The Uncharted History of Escaping Slavery by Sea

by Marcus Rediker

Pub Date: May 13th, 2025
ISBN: 9780525558347
Publisher: Viking

The Underground Railroad travels to the sea.

Prolific historian Rediker tells the inspiring story of enslaved people who escaped not by land but by sea during the three decades before the Civil War, largely from Savannah, Charleston, Wilmington, Norfolk, and Baltimore. This Underground Railroad had its origins on the waterfront—“A voice called from the ocean and thousands answered”—prompting Southern states to pass laws to curb these escapes. Throughout, Rediker profiles a number of sea escapees.

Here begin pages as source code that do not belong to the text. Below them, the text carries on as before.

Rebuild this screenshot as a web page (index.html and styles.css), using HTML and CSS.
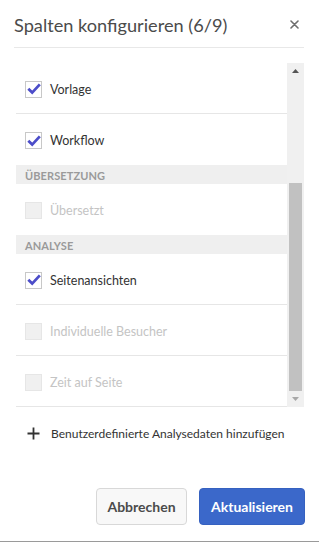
FILE: index.html
```html
<!DOCTYPE html>
<html lang="de">
<head>
<meta charset="utf-8">
<link rel="stylesheet" href="styles.css">
</head>
<body>
<div class="dialog">
  <header class="dlg-head">
    <h1 class="dlg-title">Spalten konfigurieren (6/9)</h1>
    <button class="close" aria-label="Schließen">
      <svg width="9" height="9" viewBox="0 0 9 9"><path d="M1 1L8 8M8 1L1 8" stroke="#6e6e6e" stroke-width="1.6" stroke-linecap="round"/></svg>
    </button>
  </header>
  <div class="scroller">
    <div class="list">
      <div class="row"><span class="cb on"><svg width="14" height="12" viewBox="0 0 14 12"><path d="M1.3 5.8L5.2 9.6L12.8 1.4" fill="none" stroke="#4c4dc9" stroke-width="2.8"/></svg></span><span class="lbl">Vorlage</span></div>
      <div class="row"><span class="cb on"><svg width="14" height="12" viewBox="0 0 14 12"><path d="M1.3 5.8L5.2 9.6L12.8 1.4" fill="none" stroke="#4c4dc9" stroke-width="2.8"/></svg></span><span class="lbl">Workflow</span></div>
      <div class="section">ÜBERSETZUNG</div>
      <div class="row dis"><span class="cb"></span><span class="lbl">Übersetzt</span></div>
      <div class="section">ANALYSE</div>
      <div class="row"><span class="cb on"><svg width="14" height="12" viewBox="0 0 14 12"><path d="M1.3 5.8L5.2 9.6L12.8 1.4" fill="none" stroke="#4c4dc9" stroke-width="2.8"/></svg></span><span class="lbl">Seitenansichten</span></div>
      <div class="row dis"><span class="cb"></span><span class="lbl">Individuelle Besucher</span></div>
      <div class="row dis"><span class="cb"></span><span class="lbl">Zeit auf Seite</span></div>
    </div>
    <div class="sbar">
      <div class="arrow"><svg width="7" height="4" viewBox="0 0 7 4"><path d="M0 4L3.5 0L7 4Z" fill="#555"/></svg></div>
      <div class="track">
        <div class="thumb-gap"></div>
        <div class="thumb"></div>
      </div>
      <div class="arrow"><svg width="7" height="4" viewBox="0 0 7 4"><path d="M0 0L3.5 4L7 0Z" fill="#a8a8a8"/></svg></div>
    </div>
  </div>
  <div class="add">
    <svg width="13" height="13" viewBox="0 0 13 13"><path d="M6.5 0.5V12.5M0.5 6.5H12.5" stroke="#333" stroke-width="1.8"/></svg>
    <span>Benutzerdefinierte Analysedaten hinzufügen</span>
  </div>
  <footer class="actions">
    <button class="btn secondary">Abbrechen</button>
    <button class="btn primary">Aktualisieren</button>
  </footer>
</div>
</body>
</html>
```
FILE: styles.css
```css
* { box-sizing: border-box; }
html, body { margin: 0; padding: 0; background: #fff; }
body { font-family: Lato, "Open Sans", sans-serif; color: #333; }
.dialog {
  width: 319px;
  height: 542px;
  background: #fff;
  border-bottom: 1px solid #9a9a9a;
  display: flex;
  flex-direction: column;
}
.dlg-head {
  margin: 0 15px 0 14px;
  height: 48px;
  border-bottom: 1px solid #e8e8e8;
  display: flex;
  align-items: center;
  justify-content: space-between;
}
.dlg-title {
  margin: 0;
  font-size: 18.2px;
  font-weight: 400;
  color: #4b4b4b;
  padding-top: 2px;
}
.close {
  border: 0;
  background: none;
  padding: 0;
  width: 12px;
  height: 12px;
  display: flex;
  align-items: center;
  justify-content: center;
  margin-right: 4px;
  margin-top: 1px;
}
.scroller {
  margin: 15px 15px 0 16px;
  height: 344px;
  display: flex;
}
.list {
  flex: 1;
  display: flex;
  flex-direction: column;
}
.row {
  height: 51px;
  border-bottom: 1px solid #e6e6e6;
  display: flex;
  align-items: center;
  padding: 2px 0 0 9px;
  font-size: 12.5px;
  color: #333;
}
.row:nth-child(2) { border-bottom: 0; }
.row:nth-child(4) { border-bottom: 0; }
.cb {
  width: 17px;
  height: 17px;
  border: 1px solid #c8c8c8;
  background: #fff;
  display: flex;
  align-items: center;
  justify-content: center;
  margin-right: 8px;
  flex: none;
}
.row.dis .cb { background: #f0f0f0; border-color: #e6e6e6; }
.row.dis .lbl { color: #c4c4c4; }
.section {
  height: 19px;
  background: #efefef;
  font-size: 11px;
  font-weight: 700;
  color: #9a9a9a;
  padding: 1px 0 0 9px;
  display: flex;
  align-items: center;
  letter-spacing: 0.1px;
}
.sbar {
  width: 17px;
  background: #f0f0f0;
  display: flex;
  flex-direction: column;
}
.arrow {
  height: 16px;
  display: flex;
  align-items: center;
  justify-content: center;
}
.track {
  flex: 1;
  display: flex;
  flex-direction: column;
  padding: 0 2px;
}
.thumb-gap { height: 104px; }
.thumb { flex: 1; background: #c1c1c1; }
.add {
  height: 53px;
  display: flex;
  align-items: center;
  padding-left: 27px;
  gap: 11px;
  font-size: 12px;
  color: #333;
}
.actions {
  margin-top: auto;
  padding: 0 14px 16px 0;
  display: flex;
  justify-content: flex-end;
  gap: 12px;
}
.btn {
  height: 37px;
  border-radius: 4px;
  font-family: Lato, "Open Sans", sans-serif;
  font-weight: 700;
  font-size: 14px;
  padding: 0;
}
.secondary {
  width: 91px;
  background: #f8f8f8;
  border: 1px solid #d8d8d8;
  color: #4b4b4b;
}
.primary {
  width: 106px;
  background: #3b68ca;
  border: 1px solid #3661c0;
  color: #fff;
}
```
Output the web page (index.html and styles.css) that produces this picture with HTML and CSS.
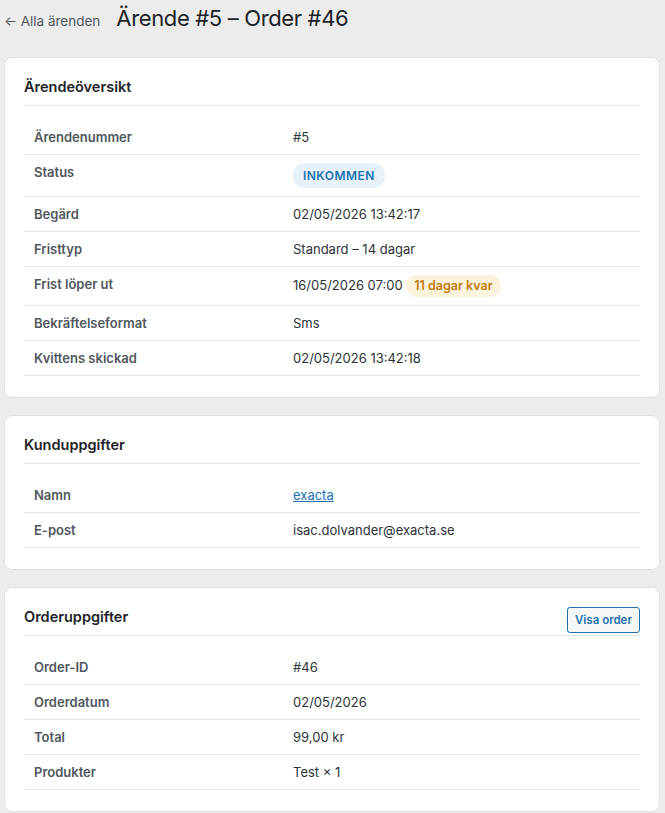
FILE: index.html
```html
<!DOCTYPE html>
<html lang="sv">
<head>
<meta charset="utf-8">
<title>Ärende #5 – Order #46</title>
<link rel="stylesheet" href="styles.css">
</head>
<body>
<div class="wrap">
  <div class="page-head">
    <a class="back" href="#">← Alla ärenden</a>
    <h1 class="page-title">Ärende #5 – Order #46</h1>
  </div>

  <section class="card">
    <div class="card-head">
      <h2 class="card-title">Ärendeöversikt</h2>
    </div>
    <table class="info">
      <tr><th>Ärendenummer</th><td>#5</td></tr>
      <tr><th>Status</th><td><span class="badge badge-status">INKOMMEN</span></td></tr>
      <tr><th>Begärd</th><td>02/05/2026 13:42:17</td></tr>
      <tr><th>Fristtyp</th><td>Standard – 14 dagar</td></tr>
      <tr><th>Frist löper ut</th><td>16/05/2026 07:00 <span class="badge badge-due">11 dagar kvar</span></td></tr>
      <tr><th>Bekräftelseformat</th><td>Sms</td></tr>
      <tr><th>Kvittens skickad</th><td>02/05/2026 13:42:18</td></tr>
    </table>
  </section>

  <section class="card">
    <div class="card-head">
      <h2 class="card-title">Kunduppgifter</h2>
    </div>
    <table class="info">
      <tr><th>Namn</th><td><a class="link" href="#">exacta</a></td></tr>
      <tr><th>E-post</th><td>isac.dolvander@exacta.se</td></tr>
    </table>
  </section>

  <section class="card">
    <div class="card-head">
      <h2 class="card-title">Orderuppgifter</h2>
      <a class="btn" href="#">Visa order</a>
    </div>
    <table class="info">
      <tr><th>Order-ID</th><td>#46</td></tr>
      <tr><th>Orderdatum</th><td>02/05/2026</td></tr>
      <tr><th>Total</th><td>99,00 kr</td></tr>
      <tr><th>Produkter</th><td>Test × 1</td></tr>
    </table>
  </section>
</div>
</body>
</html>
```

FILE: styles.css
```css
* { box-sizing: border-box; }

html, body {
  margin: 0;
  padding: 0;
  background: #ececec;
}

body {
  font-family: Inter, "Noto Sans", "DejaVu Sans", sans-serif;
  font-size: 13px;
  color: #2c3338;
}

.wrap {
  width: 656px;
  margin-left: 4px;
}

.page-head {
  display: flex;
  align-items: baseline;
  gap: 16px;
  height: 57px;
  padding-top: 4px;
}

.back {
  font-size: 13.5px;
  color: #50575e;
  text-decoration: none;
}

.page-title {
  margin: 0;
  font-size: 22px;
  font-weight: 400;
  letter-spacing: -0.35px;
  line-height: 28px;
  color: #1d2327;
}

.card {
  background: #fff;
  border: 1px solid #e0e0e0;
  border-radius: 8px;
  padding: 19px 19px 21px;
  margin-bottom: 17px;
}

.card-head {
  display: flex;
  justify-content: space-between;
  align-items: flex-start;
  height: 29px;
  border-bottom: 1px solid #e6e6e6;
}

.card-title {
  margin: 0;
  font-size: 14.5px;
  font-weight: 600;
  line-height: 20px;
  color: #1d2327;
}

.btn {
  display: inline-block;
  height: 26px;
  padding: 0 7px;
  border: 1px solid #2271b1;
  border-radius: 3px;
  background: #f6f7f7;
  color: #2271b1;
  font-size: 11.5px;
  font-weight: 600;
  line-height: 24px;
  text-decoration: none;
}

.info {
  width: 100%;
  border-collapse: collapse;
  margin-top: 14px;
}

.info th,
.info td {
  padding: 8px 10px;
  border-bottom: 1px solid #e6e6e6;
  text-align: left;
  vertical-align: top;
  line-height: 18px;
}

.info th {
  width: 259px;
  font-weight: 600;
  color: #50575e;
}

.info td {
  color: #2c3338;
}

.badge {
  display: inline-block;
  font-weight: 600;
  border-radius: 12px;
}

.badge-status {
  font-size: 12px;
  padding: 4px 10px;
  line-height: 17px;
  background: #e6f1fa;
  color: #2271b1;
  letter-spacing: 0.45px;
}

.badge-due {
  font-size: 12.5px;
  padding: 2px 8px;
  line-height: 18px;
  background: #fcf3dc;
  color: #c27b0b;
}

.link {
  color: #2271b1;
  text-decoration: underline;
}
```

William Grimes wrote the first escape-by-sea narrative in 1825. Moses Roper’s escape of 4,400 miles over 16 months was “one of the longest and most grueling on record.” After escaping, it was common for fugitives to be pursued by their angry owners. The author discusses how the growth of port cities, especially New York, with their burgeoning commodity chains, created new jobs for Blacks—and escape routes. Rediker estimates that some 20,000 sailors were free or enslaved men of color. Harriet Tubman helped the enslaved escape via Baltimore’s Chesapeake Bay. The sea shaped Frederick Douglass’ “storied life in profound ways.” Harriet Jacobs’ maritime victory over her vicious slave owner was “one of the great triumphs in the history of resistance to slavery.” White abolitionist Jonathan Walker “raised maritime marronage to national and international visibility.” For his antislavery efforts, he was arrested, beaten, and branded on his palm. Abolitionist William P. Powell was a “crucial although little-known figure” who helped hundreds escape by sea, mainly via his Colored Sailors Home in Manhattan. Boston’s “free Black community…served as a bedrock of the local abolitionist movement,” but more fugitives sailed or steamed their way from Philadelphia and New York via the growing “business of escape.” Rediker estimates that 15,000 to 20,000 “hidden historymakers” escaped by sea.

A much-needed comprehensive contribution to slavery history.